Teams made up of athletes representing different National Olympic Committees (NOCs), called mixed-NOCs teams, participated in the 2016 Winter Youth Olympics. These teams participated in either events composed entirely of mixed-NOCs teams, or in events which saw the participation of mixed-NOCs teams and non-mixed-NOCs teams. When a mixed-NOCs team won a medal, the Olympic flag was raised rather than a national flag; if a mixed-NOCs team won gold, the Olympic anthem would be played instead of national anthems. A total of 6 events with Mixed NOCs were held.

Background 
The concept of mixed-NOCs was introduced in the 2010 Summer Youth Olympics, in which athletes from different nations would compete in the same team, often representing their continent.
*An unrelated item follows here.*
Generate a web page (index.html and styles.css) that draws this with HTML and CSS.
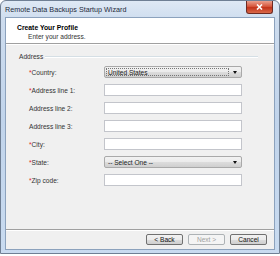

This is in contrast to the Mixed team (IOC code: ZZX) found at early senior Olympic Games.

Medal summary 
The following medal summary lists all nations whose athletes won a medal while competing for a mixed-NOCs team. If there is more than one athlete from the same nation on a medal-winning team, only one medal of that colour is credited. The summary shows how many events at which a nation had an athlete in a medal-winning mixed-NOCs team.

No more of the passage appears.